Did the House pass such a full-throated Resolution about anti-Semitism after Charlottesville, or after the recent Pittsburgh synagogue massacre?
By Jeffrey Isaac | Public Seminar | Mar 5, 2019
I encourage everyone to watch the nine-minute video in its entirety. Far from a fire-breathing or hateful speech, Omar can be seen very carefully trying to parse her words in order to express her frustration, to defend herself, and to clarify her position on the rights of Palestinians.
Ilhan Omar is again at the center of controversy, this time for remarks she made last week at a panel discussion at Busboys and Poets, a Washington, DC, bookstore and restaurant. Omar’s “offending” comment was a reference to “the political influence in this country that says that it’s okay for people to push for allegiance to a foreign country.”

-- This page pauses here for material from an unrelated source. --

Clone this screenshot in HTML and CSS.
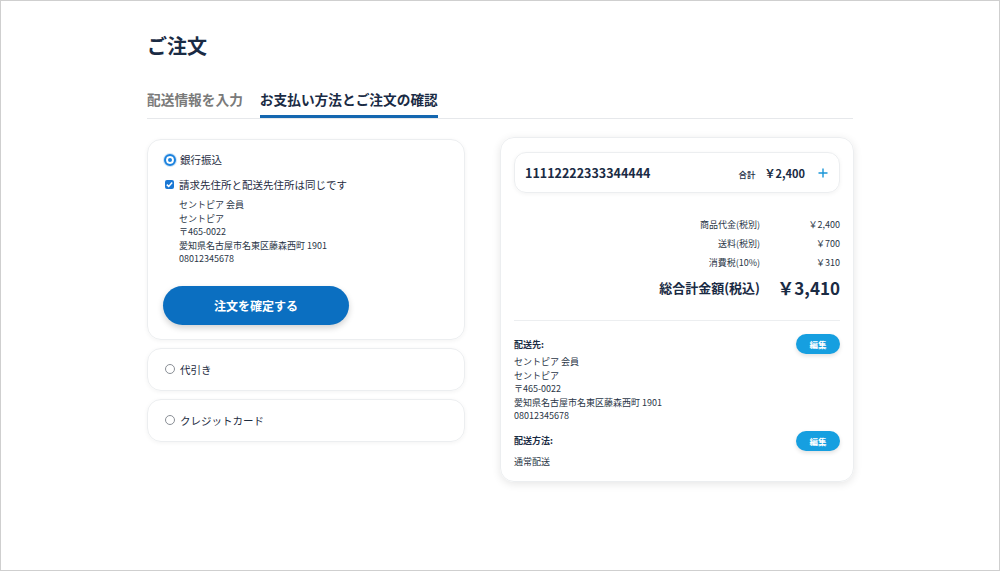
FILE: index.html
```html
<!DOCTYPE html>
<html lang="ja">
<head>
  <meta charset="utf-8">
  <title>ご注文</title>
  <link rel="stylesheet" href="styles.css">
</head>
<body>
  <div class="page">
    <h1 class="page-title">ご注文</h1>

    <div class="tabs">
      <div class="tab">配送情報を入力</div>
      <div class="tab tab-active">お支払い方法とご注文の確認</div>
    </div>

    <div class="columns">
      <div class="payments">
        <div class="pay-card">
          <label class="radio-row">
            <span class="radio radio-on"></span>銀行振込
          </label>
          <label class="check-row">
            <span class="check">
              <svg width="9" height="9" viewBox="0 0 9 9"><path d="M1.8 4.6 L3.7 6.4 L7.2 2.6" fill="none" stroke="#fff" stroke-width="1.5"/></svg>
            </span>請求先住所と配送先住所は同じです
          </label>
          <div class="address">
            <div>セントピア 会員</div>
            <div>セントピア</div>
            <div>〒465-0022</div>
            <div>愛知県名古屋市名東区藤森西町 1901</div>
            <div>08012345678</div>
          </div>
          <button class="confirm-button">注文を確定する</button>
        </div>

        <div class="pay-card pay-card-small">
          <label class="radio-row"><span class="radio"></span>代引き</label>
        </div>

        <div class="pay-card pay-card-small">
          <label class="radio-row"><span class="radio"></span>クレジットカード</label>
        </div>
      </div>

      <div class="summary-card">
        <div class="cart-box">
          <span class="cart-id">11112222333344444</span>
          <span class="cart-total"><small>合計</small>￥2,400</span>
          <svg class="cart-plus" width="10" height="10" viewBox="0 0 10 10"><path d="M5 0.5 V9.5 M0.5 5 H9.5" stroke="#1b96d8" stroke-width="1.4"/></svg>
        </div>

        <div class="totals">
          <span>商品代金(税別)</span><span>￥2,400</span>
          <span>送料(税別)</span><span>￥700</span>
          <span>消費税(10%)</span><span>￥310</span>
          <span class="grand-label">総合計金額(税込)</span><span class="grand-value">￥3,410</span>
        </div>

        <div class="divider"></div>

        <div class="info-head">
          <span>配送先:</span>
          <button class="edit-button">編集</button>
        </div>
        <div class="info-body">
          <div>セントピア 会員</div>
          <div>セントピア</div>
          <div>〒465-0022</div>
          <div>愛知県名古屋市名東区藤森西町 1901</div>
          <div>08012345678</div>
        </div>

        <div class="info-head info-head-second">
          <span>配送方法:</span>
          <button class="edit-button">編集</button>
        </div>
        <div class="info-body info-body-last">
          <div>通常配送</div>
        </div>
      </div>
    </div>
  </div>
</body>
</html>
```

FILE: styles.css
```css
html, body {
  margin: 0;
  padding: 0;
}

body {
  box-sizing: border-box;
  height: 571px;
  border: 1px solid #cfcfcf;
  background: #fff;
  color: #1e2c3f;
  font-family: "Noto Sans CJK JP", "Noto Sans", sans-serif;
}

.page {
  width: 706px;
  margin: 0 auto;
  padding-top: 30px;
}

.page-title {
  margin: 0;
  font-size: 20px;
  line-height: 30px;
  font-weight: 700;
  color: #1a2b44;
}

.tabs {
  display: flex;
  gap: 17px;
  margin-top: 28px;
  border-bottom: 1px solid #e6e8eb;
}

.tab {
  font-size: 13.7px;
  font-weight: 700;
  color: #7a7a7a;
  line-height: 20px;
  padding-bottom: 9px;
}

.tab-active {
  color: #1a2b44;
  box-shadow: inset 0 -3px 0 #1467b0;
}

.columns {
  display: grid;
  grid-template-columns: 318px 354px;
  column-gap: 35px;
  margin-top: 18px;
  align-items: start;
}

.payments {
  display: flex;
  flex-direction: column;
  gap: 8px;
  padding-top: 2px;
}

.pay-card {
  border: 1px solid #eceef0;
  border-radius: 14px;
  box-shadow: 0 1px 4px rgba(0, 0, 0, 0.05);
  padding: 11px 15px 14px 15px;
}

.pay-card-small {
  padding: 12px 15px;
}

.radio-row,
.check-row {
  display: flex;
  align-items: center;
  font-size: 10.5px;
  line-height: 17px;
  color: #1e2c3f;
}

.check-row {
  margin-top: 8px;
}

.radio {
  box-sizing: border-box;
  width: 10px;
  height: 10px;
  border: 1px solid #8a8f96;
  border-radius: 50%;
  margin-right: 5px;
  margin-left: 2px;
}

.radio-on {
  width: 12px;
  height: 12px;
  margin-left: 1px;
  margin-right: 4px;
  border: 2px solid #1b82de;
  background: #fff;
  box-shadow: inset 0 0 0 2px #fff, inset 0 0 0 6px #1b82de, 0 0 0 1px #cfe4f7;
}

.check {
  display: flex;
  align-items: center;
  justify-content: center;
  width: 9px;
  height: 9px;
  border-radius: 2px;
  background: #1b78d4;
  margin-left: 2px;
  margin-right: 5px;
}

.address {
  margin-top: 5px;
  padding-left: 16px;
  font-size: 9px;
  line-height: 13.5px;
  color: #2a3646;
}

.confirm-button {
  display: block;
  margin-top: 20px;
  width: 186px;
  height: 39px;
  border: none;
  border-radius: 20px;
  background: #0b6fc1;
  color: #fff;
  font-family: inherit;
  font-size: 12px;
  font-weight: 700;
  box-shadow: 0 3px 6px rgba(0, 0, 0, 0.18);
  cursor: pointer;
}

.summary-card {
  border: 1px solid #eceef0;
  border-radius: 14px;
  box-shadow: 0 2px 8px rgba(0, 0, 0, 0.1);
  padding: 14px 13px 13px 13px;
}

.cart-box {
  display: flex;
  align-items: center;
  height: 41px;
  box-sizing: border-box;
  border: 1px solid #eceef0;
  border-radius: 12px;
  box-shadow: 0 1px 4px rgba(0, 0, 0, 0.05);
  padding: 0 11px 0 10px;
}

.cart-id {
  flex: 1;
  font-size: 12.5px;
  font-weight: 700;
  color: #1a2b44;
}

.cart-total {
  font-size: 11px;
  font-weight: 700;
  color: #1a2b44;
}

.cart-total small {
  font-size: 8.5px;
  font-weight: 500;
  margin-right: 9px;
}

.cart-plus {
  margin-left: 13px;
}

.totals {
  display: grid;
  grid-template-columns: 1fr 62px;
  column-gap: 18px;
  justify-items: end;
  align-items: center;
  margin-top: 22px;
  font-size: 9px;
  line-height: 19px;
  color: #2a3646;
}

.grand-label {
  margin-top: 6px;
  font-size: 13px;
  font-weight: 700;
  color: #1a2b44;
}

.grand-value {
  margin-top: 6px;
  font-size: 17px;
  font-weight: 700;
  color: #1a2b44;
}

.divider {
  margin-top: 23px;
  border-top: 1px solid #eceef0;
}

.info-head {
  display: flex;
  justify-content: space-between;
  align-items: center;
  margin-top: 13px;
  font-size: 9px;
  font-weight: 700;
  color: #1a2b44;
}

.info-head-second {
  margin-top: 8px;
}

.edit-button {
  width: 44px;
  height: 20px;
  border: none;
  border-radius: 10px;
  background: #169fe0;
  color: #fff;
  font-family: inherit;
  font-size: 8.5px;
  font-weight: 700;
  box-shadow: 0 2px 4px rgba(0, 0, 0, 0.12);
}

.info-body {
  margin-top: 1px;
  font-size: 9px;
  line-height: 13.5px;
  color: #2a3646;
}

.info-body-last {
  margin-top: 4px;
}
```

She was immediately accused of feeding centuries-old anti-Semitic tropes about the nefarious influence of a Jewish cabal. A chorus of denunciations have ensued, a number of prominent House Democrats, most of them Jewish, have taken particular offense, and apparently the House Democratic leadership has decided to pass a four-page Resolution denouncing anti-Semitism and especially references to “dual loyalty,” implicitly rebuking Omar (the Washington Post headline declares that “Rep. Omar’s comments force Democrats to act on anti-Semitism measure.” Indeed, House leadership was forced to do nothing; they are choosing to do this).
Meanwhile, Republicans call for more drastic action against her, shedding crocodile tears about bigotry, seeking to inoculate their party by absurdly comparing Omar to the viciously racist Steve King, and gleefully sowing division among Democrats.
The political denunciations of Omar are defensive, self-righteous, and cynical. They represent political grandstanding and not a serious response to either her comments or to the real harms caused by anti-Semitism in the US, which are not being caused by Omar or her supporters.